リアルオプションにも、限界があり、ある一定の条件を満たした時に有効だとされている。

リアル・オプションが有効な状況の3つの条件
①投資の不可逆性が高い
 :一回投資すると戻ってこないタイプの投資
②オプション行使コストが低い :追加投資額が高すぎないこと
③事業環境の「不確実性」が高い

ここで重要なのは、「不確実性」とは何か?という点である。

本書でも2つの不確実性の種類分けが紹介されているが、分かりやすいのは、メリーランド大学のヒュー・コートニーさんが示した「不確実性の4つのレベル」だ。

不確実性の4つのレベル
レベル1 確実に見通せる未来
レベル2 他の可能性もある未来
レベル3 可能性の範囲が見えている未来
レベル4 全く読めない未来

このうち、レベル2、3のような環境下においてはリアルオプションが有効だとしている。

これは、すなわち、自分の置かれている環境において、不確実性をどう見抜くかの力が問われているということに他ならない。

今はどういう時代か?

私が社会人になったのは今から15年くらい前だが、その時にはEVA、IRR、NPVという事業評価がスタンダートとなっており、学ぶことになった。

誤解を恐れずいうと、EVA、IRR、NPVも、将来生み出す価値を現在価値に置き直して評価する、という点においてDCF法と同じである。

以前はEVAだった指標が、IRRになったところで、全ての判断基準の元になるのが「将来予測されたキャッシュフロー」という点においては本質的には同じ考え方に基づいている。

DCF法は分かりやすくて、そして多くの場面において強力な説明力を持つ点は間違いない。

しかし、一方で、社会人になってからDCF法のみの事業評価に染まってきた人にとっては、今の時代、これからの時代は、苦しい時代ではないか。

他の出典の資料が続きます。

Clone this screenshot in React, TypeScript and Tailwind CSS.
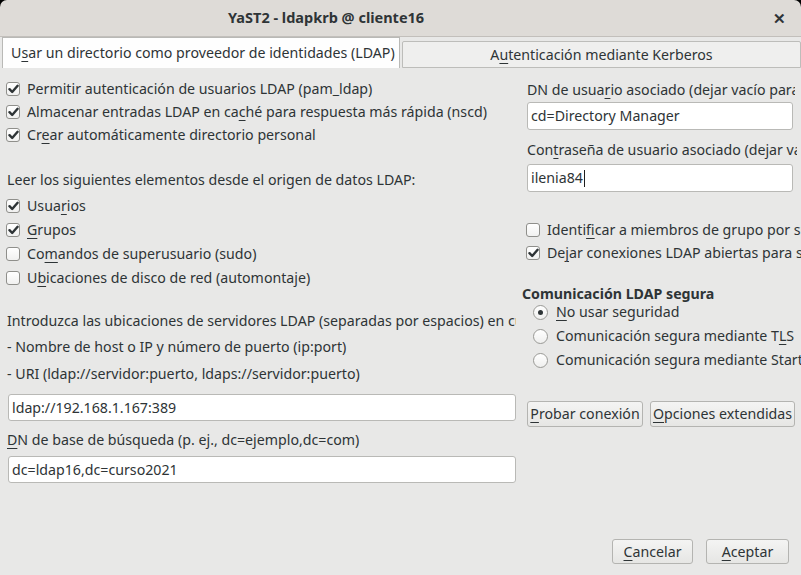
import React from "react";

const U = ({ c }: { c: string }) => <span className="underline decoration-[1px] underline-offset-[3px]">{c}</span>;

function Check({ checked }: { checked: boolean }) {
  return (
    <span className="flex h-[14px] w-[14px] shrink-0 items-center justify-center rounded-[3px] border border-[#8f8f8b] bg-gradient-to-b from-[#ffffff] to-[#f1f1f0]">
      {checked && (
        <svg width="11" height="10" viewBox="0 0 11 10">
          <path d="M1.5 5.2 L4.2 8 L9.6 1.8" fill="none" stroke="#2e3436" strokeWidth="2.4" strokeLinecap="round" strokeLinejoin="round" />
        </svg>
      )}
    </span>
  );
}

function Radio({ checked }: { checked: boolean }) {
  return (
    <span className="flex h-[15px] w-[15px] shrink-0 items-center justify-center rounded-full border border-[#9a9a96] bg-gradient-to-b from-[#ffffff] to-[#efefee]">
      {checked && <span className="h-[5px] w-[5px] rounded-full bg-[#2e3436]" />}
    </span>
  );
}

function CheckRow({ checked, children, h = "h-[23px]" }: { checked: boolean; children: React.ReactNode; h?: string }) {
  return (
    <div className={`flex ${h} items-center gap-[7px] whitespace-nowrap`}>
      <Check checked={checked} />
      <span>{children}</span>
    </div>
  );
}

function Input({ value, cursor }: { value: string; cursor?: boolean }) {
  return (
    <div className="flex h-full items-center rounded-[3px] border border-[#b9b9b6] bg-white pl-[3px] whitespace-nowrap">
      <span>{value}</span>
      {cursor && <span className="ml-[1px] h-[17px] w-[1px] bg-[#1e1e1e]" />}
    </div>
  );
}

function Btn({ children, w }: { children: React.ReactNode; w: string }) {
  return (
    <div className={`flex h-[26px] ${w} items-center justify-center rounded-[3px] border border-[#b4b4b1] bg-gradient-to-b from-[#f4f4f3] to-[#e6e6e4] whitespace-nowrap`}>
      {children}
    </div>
  );
}

export default function App() {
  return (
    <div
      className="h-[575px] w-[801px] overflow-hidden bg-black text-[14.2px] text-[#2e3436]"
      style={{ fontFamily: '"Noto Sans", "Open Sans", sans-serif' }}
    >
      {/* title bar */}
      <div className="flex h-[37px] items-center rounded-t-[7px] border-b border-[#c2bfbb] bg-[#dedbd7]">
        <div className="flex-1 pl-[228px] text-[14.5px] font-bold text-[#2e3436]">YaST2 - ldapkrb @ cliente16</div>
        <div className="pr-[15px] text-[15px] font-bold text-[#2e3436]">✕</div>
      </div>

      <div className="flex h-[538px] flex-col bg-[#e8e8e7]">
        {/* tabs */}
        <div className="flex h-[31px] items-end pl-[2px]">
          <div className="flex h-[31px] w-[398px] items-center border-x border-t border-[#b9b9b6] bg-[#fefefe] pl-[8px] whitespace-nowrap">
            U<U c="s" />ar un directorio como proveedor de identidades (LDAP)
          </div>
          <div className="ml-[2px] flex h-[27px] flex-1 items-center justify-center rounded-t-[2px] border border-[#bdbdba] bg-[#efefee] whitespace-nowrap">
            A<U c="u" />tenticación mediante Kerberos
          </div>
        </div>

        <div className="flex flex-1">
          {/* left column */}
          <div className="flex w-[516px] shrink-0 flex-col overflow-hidden pl-[6px]">
            <div className="mt-[9px]">
              <CheckRow checked>Permitir autenticación de usuarios LDAP (pam_ldap)</CheckRow>
              <CheckRow checked>
                Almacenar entradas LDAP en ca<U c="c" />hé para respuesta más rápida (nscd)
              </CheckRow>
              <CheckRow checked>
                Cr<U c="e" />ar automáticamente directorio personal
              </CheckRow>
            </div>
            <div className="mt-[22px] flex h-[23px] items-center pl-[1px] whitespace-nowrap">
              Leer los siguientes elementos desde el origen de datos LDAP:
            </div>
            <div className="mt-[3px]">
              <CheckRow checked h="h-[24px]">
                Usua<U c="r" />ios
              </CheckRow>
              <CheckRow checked h="h-[24px]">
                <U c="G" />rupos
              </CheckRow>
              <CheckRow checked={false} h="h-[24px]">
                Co<U c="m" />andos de superusuario (sudo)
              </CheckRow>
              <CheckRow checked={false} h="h-[24px]">
                U<U c="b" />icaciones de disco de red (automontaje)
              </CheckRow>
            </div>
            <div className="mt-[18px] flex flex-col pl-[1px] whitespace-nowrap">
              <div className="flex h-[26px] items-center">
                Introduzca las ubicaciones de servidores LDAP (separadas por espacios) en cu
              </div>
              <div className="flex h-[26px] items-center">- Nombre de host o IP y número de puerto (ip:port)</div>
              <div className="flex h-[27px] items-center">- URI (ldap://servidor:puerto, ldaps://servidor:puerto)</div>
            </div>
            <div className="mt-[7px] h-[27px] pl-[2px]">
              <Input value="ldap://192.168.1.167:389" />
            </div>
            <div className="mt-[7px] flex h-[24px] items-center pl-[1px] whitespace-nowrap">
              <U c="D" />N de base de búsqueda (p. ej., dc=ejemplo,dc=com)
            </div>
            <div className="mt-[4px] h-[27px] pl-[2px]">
              <Input value="dc=ldap16,dc=curso2021" />
            </div>
          </div>

          {/* right column */}
          <div className="flex flex-1 flex-col overflow-hidden pl-[6px]">
            <div className="mt-[10px] flex h-[24px] w-[273px] items-center overflow-hidden pl-[5px] whitespace-nowrap">
              DN de usua<U c="r" />io asociado (dejar vacío para
            </div>
            <div className="h-[28px] w-[271px] pl-[5px]">
              <Input value="cd=Directory Manager" />
            </div>
            <div className="mt-[8px] flex h-[24px] w-[275px] items-center overflow-hidden pl-[5px] whitespace-nowrap">
              Con<U c="t" />raseña de usuario asociado (dejar va
            </div>
            <div className="mt-[2px] h-[28px] w-[271px] pl-[5px]">
              <Input value="ilenia84" cursor />
            </div>
            <div className="mt-[26px] pl-[4px]">
              <CheckRow checked={false}>
                Identi<U c="f" />icar a miembros de grupo por su
              </CheckRow>
              <CheckRow checked>
                De<U c="j" />ar conexiones LDAP abiertas para s
              </CheckRow>
            </div>
            <div className="mt-[22px] flex h-[16px] items-center whitespace-nowrap font-bold">Comunicación LDAP segura</div>
            <div className="-mt-[2px] flex flex-col pl-[11px]">
              {[
                { c: true, t: <><U c="N" />o usar seguridad</> },
                { c: false, t: <>Comunicación segura mediante T<U c="L" />S</> },
                { c: false, t: <>Comunicación segura mediante Start</> },
              ].map((r, i) => (
                <div key={i} className="flex h-[24px] items-center gap-[8px] whitespace-nowrap">
                  <Radio checked={r.c} />
                  <span>{r.t}</span>
                </div>
              ))}
            </div>
            <div className="mt-[29px] flex gap-[7px] pl-[5px]">
              <Btn w="w-[116px]">
                <U c="P" />robar conexión
              </Btn>
              <Btn w="w-[145px]">
                <U c="O" />pciones extendidas
              </Btn>
            </div>
          </div>
        </div>

        {/* bottom buttons */}
        <div className="flex justify-end gap-[13px] pb-[11px] pr-[12px]">
          <div className="flex h-[25px] w-[81px] items-center justify-center rounded-[3px] border border-[#b4b4b1] bg-gradient-to-b from-[#f4f4f3] to-[#e6e6e4]">
            <U c="C" />ancelar
          </div>
          <div className="flex h-[25px] w-[83px] items-center justify-center rounded-[3px] border border-[#b4b4b1] bg-gradient-to-b from-[#f4f4f3] to-[#e6e6e4]">
            <U c="A" />ceptar
          </div>
        </div>
      </div>
    </div>
  );
}
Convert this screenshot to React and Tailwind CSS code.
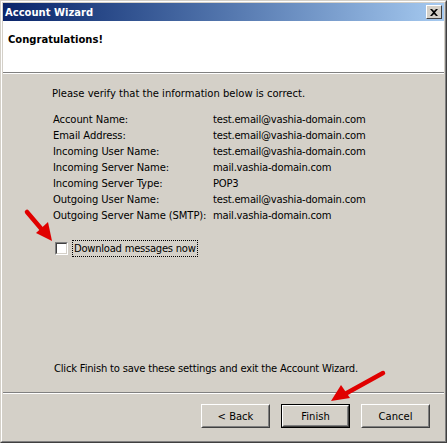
import React from "react";

const rows = [
  ["Account Name:", "test.email@vashia-domain.com"],
  ["Email Address:", "test.email@vashia-domain.com"],
  ["Incoming User Name:", "test.email@vashia-domain.com"],
  ["Incoming Server Name:", "mail.vashia-domain.com"],
  ["Incoming Server Type:", "POP3"],
  ["Outgoing User Name:", "test.email@vashia-domain.com"],
  ["Outgoing Server Name (SMTP):", "mail.vashia-domain.com"],
];

function Btn({ children, def }) {
  const inner = (
    <div className="w-full h-full border border-t-white border-l-white border-r-[#404040] border-b-[#404040]">
      <div className="w-full h-full border border-t-[#d4d0c8] border-l-[#d4d0c8] border-r-[#808080] border-b-[#808080] flex items-center justify-center">
        {children}
      </div>
    </div>
  );
  return def ? (
    <div className="w-[69px] h-[24px] border border-black">{inner}</div>
  ) : (
    <div className="w-[69px] h-[24px]">{inner}</div>
  );
}

export default function App() {
  return (
    <div
      className="relative w-[447px] h-[443px] bg-[#d4d0c8] text-[10px] text-black leading-[13px]"
      style={{ fontFamily: '"DejaVu Sans", Verdana, sans-serif' }}
    >
      <div className="w-full h-full border border-t-[#d4d0c8] border-l-[#d4d0c8] border-r-[#404040] border-b-[#404040]">
        <div className="w-full h-full border border-t-white border-l-white border-r-[#808080] border-b-[#808080] p-px flex flex-col">
          {/* title bar */}
          <div className="h-[18px] flex items-center justify-between pl-[2px] pr-[2px] bg-gradient-to-r from-[#0a246a] to-[#a6caf0]">
            <span className="text-white font-bold text-[10px]">Account Wizard</span>
            <div className="w-[16px] h-[14px] bg-[#d4d0c8] border border-t-white border-l-white border-r-[#404040] border-b-[#404040] flex items-center justify-center">
              <svg width="8" height="7" viewBox="0 0 8 7">
                <path d="M0 0h2l2 2 2-2h2L5 3.5 8 7H6L4 5 2 7H0l3-3.5z" fill="#000" />
              </svg>
            </div>
          </div>
          {/* header */}
          <div className="h-[51px] bg-white pl-[5px] pt-[12px]">
            <span className="font-bold text-[10px]">Congratulations!</span>
          </div>
          <div className="h-px bg-[#808080]" />
          <div className="h-px bg-white" />
          {/* body */}
          <div className="flex-1 flex flex-col pl-[49px] pt-[13px]">
            <div>Please verify that the information below is correct.</div>
            <div className="mt-[11px] flex flex-col">
              {rows.map(([k, v]) => (
                <div key={k} className="flex h-[16px] items-center">
                  <span className="w-[161px] pl-px tracking-[-0.1px]">{k}</span>
                  <span className="tracking-[-0.2px]">{v}</span>
                </div>
              ))}
            </div>
            <div className="mt-[17px] flex items-center gap-[4px] pl-[3px]">
              <div className="w-[13px] h-[13px] border border-t-[#808080] border-l-[#808080] border-r-white border-b-white">
                <div className="w-full h-full border border-t-[#404040] border-l-[#404040] border-r-[#d4d0c8] border-b-[#d4d0c8] bg-white" />
              </div>
              <span className="border border-dotted border-black px-[1px] leading-[15px] tracking-[-0.25px]">
                Download messages now
              </span>
            </div>
            <div className="flex-1" />
            <div className="pl-[2px] mb-[17px] tracking-[-0.2px]">
              Click Finish to save these settings and exit the Account Wizard.
            </div>
          </div>
          <div className="h-px bg-[#808080]" />
          <div className="h-px bg-white" />
          <div className="h-[46px] flex justify-end items-start pt-[10px] pr-[14px] gap-[11px]">
            <Btn>&lt; Back</Btn>
            <Btn def>Finish</Btn>
            <Btn>Cancel</Btn>
          </div>
        </div>
      </div>
      {/* red annotation arrows */}
      <svg className="absolute left-0 top-0 pointer-events-none" width="447" height="443">
        <path d="M27 212 L44 232" stroke="#e00000" strokeWidth="4.5" strokeLinecap="round" />
        <path d="M52 241 L36 233 L48 222 Z" fill="#e00000" />
        <path d="M383 373 L345 394" stroke="#e00000" strokeWidth="4.5" strokeLinecap="round" />
        <path d="M331 401 L341 385 L350 398 Z" fill="#e00000" />
      </svg>
    </div>
  );
}
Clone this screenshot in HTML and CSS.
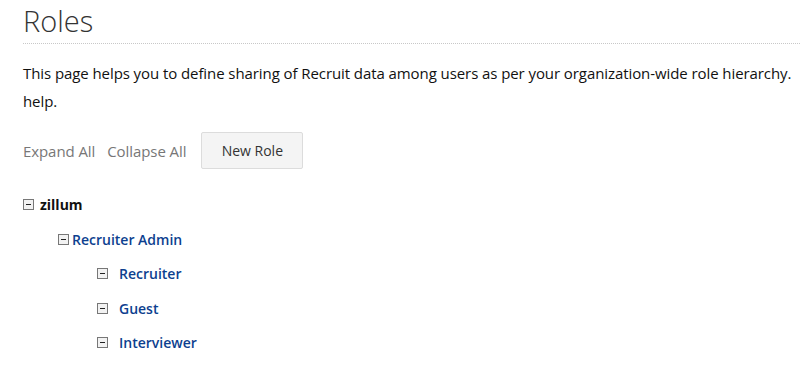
FILE: index.html
```html
<!DOCTYPE html>
<html lang="en">
<head>
  <meta charset="UTF-8" />
  <title>Roles</title>
  <link rel="stylesheet" href="styles.css">
</head>
<body>

<div class="page">
  <h1 class="page-title">Roles</h1>

  <p class="intro">This page helps you to define sharing of Recruit data among users as per your organization-wide role hierarchy. help.</p>

  <div class="toolbar">
    <a class="tool-link" href="#">Expand All</a>
    <a class="tool-link" href="#">Collapse All</a>
    <button class="btn">New Role</button>
  </div>

  <ul class="tree">
    <li class="node root">
      <div class="row"><span class="toggle"></span><span class="label">zillum</span></div>
      <ul class="tree level-1">
        <li class="node">
          <div class="row"><span class="toggle"></span><a class="label" href="#">Recruiter Admin</a></div>
          <ul class="tree level-2">
            <li class="node"><div class="row"><span class="toggle"></span><a class="label" href="#">Recruiter</a></div></li>
            <li class="node"><div class="row"><span class="toggle"></span><a class="label" href="#">Guest</a></div></li>
            <li class="node"><div class="row"><span class="toggle"></span><a class="label" href="#">Interviewer</a></div></li>
          </ul>
        </li>
      </ul>
    </li>
  </ul>
</div>

</body>
</html>
```

FILE: styles.css
```css
body {
  margin: 0;
  font-family: "Open Sans", sans-serif;
  background: #fff;
  color: #222;
}

.page {
  padding: 0 0 0 23px;
}

.page-title {
  margin: 0;
  padding: 3px 0 4px;
  font-size: 29px;
  font-weight: 300;
  line-height: 36px;
  color: #333;
  border-bottom: 1px dotted #c8c8c8;
}

.intro {
  margin: 15px 0 0;
  width: 775px;
  font-size: 15px;
  letter-spacing: -0.08px;
  line-height: 28px;
  color: #111;
}

.toolbar {
  display: flex;
  align-items: center;
  margin-top: 17px;
}

.tool-link {
  font-size: 15px;
  letter-spacing: -0.08px;
  color: #777;
  text-decoration: none;
  margin-right: 12px;
}

.btn {
  margin-left: 3px;
  width: 102px;
  height: 37px;
  background: #f4f4f4;
  border: 1px solid #dcdcdc;
  border-radius: 2px;
  font-family: "Open Sans", sans-serif;
  font-size: 14px;
  color: #333;
}

.tree {
  list-style: none;
  margin: 0;
  padding: 0;
}

.root {
  margin-top: 18px;
}

.row {
  display: flex;
  align-items: center;
  height: 34.5px;
}

.root > .row {
  height: 35px;
}

.toggle {
  position: relative;
  width: 9px;
  height: 9px;
  border: 1px solid #777;
  background: #f2f2f2;
  margin-right: 6px;
}

.toggle::after {
  content: "";
  position: absolute;
  left: 2px;
  top: 4px;
  width: 5px;
  height: 1px;
  background: #222;
}

.label {
  font-size: 14px;
  font-weight: 700;
  color: #111;
  text-decoration: none;
}

a.label {
  font-weight: 600;
  color: #0d3f8f;
}

.level-1 {
  padding-left: 35px;
}

.level-1 > .node > .row .toggle {
  margin-right: 3px;
}

.level-2 {
  padding-left: 39px;
}

.level-2 .toggle {
  margin-right: 11px;
}
```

なぜなら、以前までと比べて「確実性の高い予測できる未来」なんてものが限りなく、無くなってきているためだ。

その際たる例が「人口」だ。

多かれ少なかれ、世の中の古くからある多くの事業が、人口増加によって売上を伸ばしてきたことは疑いようがない。

つまり、それほどマーケティングや戦略を意識しなくても稼げてしまってきた時代である。

こういう時代においてはDCFは物凄く有効に機能する。

しかし、そういうビジネスの思考が定着してしまった人には、読めない未来ほど辛いものは無い。

なぜなら、ほとんどの事業においてDCFで算出しても投資効果が出ないためだ。

不確実性を味方につける

冒頭にも述べたとおり、今まさにこの時は、ここ最近の人類史の中で空前の不確実性の高いタイミングだと思う。

そしてそれは、人口増加が止まるということと相まって、これまでやってきた事業に劇的なダメージを与える可能性がある。

しかし、一方で、人間の数がゼロになった訳ではないので、世の中の変化と合わせて、これまでとは異なるニーズ、需要が生まれていることに他ならない。

こういう状況下に、不確実性を味方につけて、積極的に投資判断をした人や組織のみが次の市場を作っていくことは歴史を見ても間違いない。

そして、その投資判断がDCF法に基づいて意思決定できるとは思えず、有効に機能するのは、リアルオプションに基づいた意思決定になるのではないか。